虾青素因具有极强的抗氧化性而备受关注，养殖红球藻是获取天然虾青素的最佳途径。红球藻规模化养殖过程中，如何避免户外强光胁迫引起的光抑制和提高虾青素含量是该产业亟待解决的问题。经过大量筛选，我们发现小分子有机物丙三醇（GL）可以明显缓解红球藻光抑制并提高其虾青素含量，那么GL的作用机制是什么？这对于户外红球藻养殖具有重要指导意义却未见报道。为此，本项目通过研究红球藻光合电子传递、光合系统损伤与修复过程、光抑制防御途径对GL的响应规律，阐明GL缓解光抑制的方式和分子机制；同时对比研究外施GL后，红球藻GL的分解转化途径、光合/呼吸/脂肪酸合成等初生代谢过程及虾青素合成途径关键基因/蛋白的表达及产物的含量变化，结合转录、蛋白质及代谢组学数据明确GL促进虾青素积累的过程和分子机制。本项目从新的角度探寻提高虾青素产量的途径，为通过人工调控或遗传改良提高红球藻抗光抑制能力和虾青素含量提供理论依据。

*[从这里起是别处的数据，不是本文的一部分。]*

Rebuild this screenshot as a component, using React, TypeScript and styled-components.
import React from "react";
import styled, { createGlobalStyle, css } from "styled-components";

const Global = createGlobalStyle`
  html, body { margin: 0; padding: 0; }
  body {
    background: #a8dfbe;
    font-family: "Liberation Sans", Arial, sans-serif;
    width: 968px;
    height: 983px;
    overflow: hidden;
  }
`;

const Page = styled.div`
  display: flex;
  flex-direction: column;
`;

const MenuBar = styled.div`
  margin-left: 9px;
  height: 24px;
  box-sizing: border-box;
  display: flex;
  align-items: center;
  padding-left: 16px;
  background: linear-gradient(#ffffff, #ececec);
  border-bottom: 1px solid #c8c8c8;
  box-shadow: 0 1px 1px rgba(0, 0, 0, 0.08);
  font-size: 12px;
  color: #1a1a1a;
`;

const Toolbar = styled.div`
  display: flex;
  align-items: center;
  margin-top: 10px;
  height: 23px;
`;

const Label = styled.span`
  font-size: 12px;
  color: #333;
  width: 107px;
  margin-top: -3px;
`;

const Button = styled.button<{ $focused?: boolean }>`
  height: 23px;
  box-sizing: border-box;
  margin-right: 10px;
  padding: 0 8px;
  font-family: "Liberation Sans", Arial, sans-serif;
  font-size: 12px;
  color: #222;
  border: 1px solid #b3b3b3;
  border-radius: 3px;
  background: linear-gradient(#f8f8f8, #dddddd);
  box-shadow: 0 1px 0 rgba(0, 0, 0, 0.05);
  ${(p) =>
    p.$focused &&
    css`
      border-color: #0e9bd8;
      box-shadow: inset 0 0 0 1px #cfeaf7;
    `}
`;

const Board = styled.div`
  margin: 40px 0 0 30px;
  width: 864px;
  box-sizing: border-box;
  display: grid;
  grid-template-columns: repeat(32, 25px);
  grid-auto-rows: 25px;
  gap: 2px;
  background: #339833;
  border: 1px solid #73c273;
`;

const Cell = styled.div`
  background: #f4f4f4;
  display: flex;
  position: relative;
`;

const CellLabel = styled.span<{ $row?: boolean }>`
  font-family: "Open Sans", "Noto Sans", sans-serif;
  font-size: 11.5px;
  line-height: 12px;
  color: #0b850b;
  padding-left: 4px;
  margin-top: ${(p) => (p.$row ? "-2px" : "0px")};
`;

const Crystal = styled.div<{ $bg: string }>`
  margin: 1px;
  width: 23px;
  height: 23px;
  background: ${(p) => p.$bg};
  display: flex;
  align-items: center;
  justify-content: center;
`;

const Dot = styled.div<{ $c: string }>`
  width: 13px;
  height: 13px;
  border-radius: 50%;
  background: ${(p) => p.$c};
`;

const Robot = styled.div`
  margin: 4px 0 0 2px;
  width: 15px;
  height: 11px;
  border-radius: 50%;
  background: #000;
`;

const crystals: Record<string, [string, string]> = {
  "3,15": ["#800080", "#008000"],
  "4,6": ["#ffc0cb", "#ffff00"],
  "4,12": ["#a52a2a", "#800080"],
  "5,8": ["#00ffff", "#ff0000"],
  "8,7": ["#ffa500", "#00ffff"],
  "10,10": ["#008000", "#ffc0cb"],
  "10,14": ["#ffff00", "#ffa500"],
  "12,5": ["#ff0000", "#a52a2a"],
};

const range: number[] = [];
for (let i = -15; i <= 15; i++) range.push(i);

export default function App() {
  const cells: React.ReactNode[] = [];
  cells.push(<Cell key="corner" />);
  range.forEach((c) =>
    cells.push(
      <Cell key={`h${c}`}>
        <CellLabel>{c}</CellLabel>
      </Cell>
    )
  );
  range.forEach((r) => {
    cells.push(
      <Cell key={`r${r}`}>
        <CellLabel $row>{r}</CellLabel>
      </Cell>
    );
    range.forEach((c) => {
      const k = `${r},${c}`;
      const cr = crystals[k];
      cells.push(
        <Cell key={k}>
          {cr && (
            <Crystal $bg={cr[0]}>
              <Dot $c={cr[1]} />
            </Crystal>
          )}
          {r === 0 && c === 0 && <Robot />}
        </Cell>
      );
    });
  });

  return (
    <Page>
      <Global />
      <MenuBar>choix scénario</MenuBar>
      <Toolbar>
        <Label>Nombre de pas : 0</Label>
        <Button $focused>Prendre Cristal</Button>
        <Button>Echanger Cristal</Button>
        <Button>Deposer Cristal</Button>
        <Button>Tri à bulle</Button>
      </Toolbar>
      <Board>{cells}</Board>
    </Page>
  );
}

The super-antioxidant astaxanthin has wide application and bright future in many fields. Haematococcus pluvialis is the optimal source for natural astaxanthin production. In outdoor large-scale cultures of H. pluvialis, alleviating photoinhibition of cells caused by strong light and enhancing astaxanthin content have always been urgent problems to be solved. And our previous study indicates that exogenous glycerol can protect cells against photoinhibition, as well as accelerate astaxanthin accumulation in H. pluvialis. While the mechanisms of photoinhibition alleviation and astaxanthin content enhancement by adding glycerol in H. pluvialis has not been clarified. In this project, in order to analyze molecular mechanisms of photoinhibition alleviation by adding glycerol, the changes in state of photosynthetic electron transport chain, photodamage and photorepair of photosystems, photoinhibition defense pathway after adding glycerol will be determined. Moreover, the effects of exogenous glycerol on key genes/proteins expression and products contents in glycerol metabolism, primary metabolisms (photosynthesis, respiration and fatty acid metabolism) and astaxanthin biosynthesis pathway will be analyzed. Meanwhile, combined with thanscriptomic, proteomic and metabonomic approaches, the mechanisms of astaxanthin content enhancement by adding glycerol in H. pluvialis will be clarified. The results of this project could provide theoretical supports in artificial regulation or genetic engineering methods, for improving the tolerance to photoinhibitory stress and capacity of astaxanthin biosynthesis in H. pluvialis.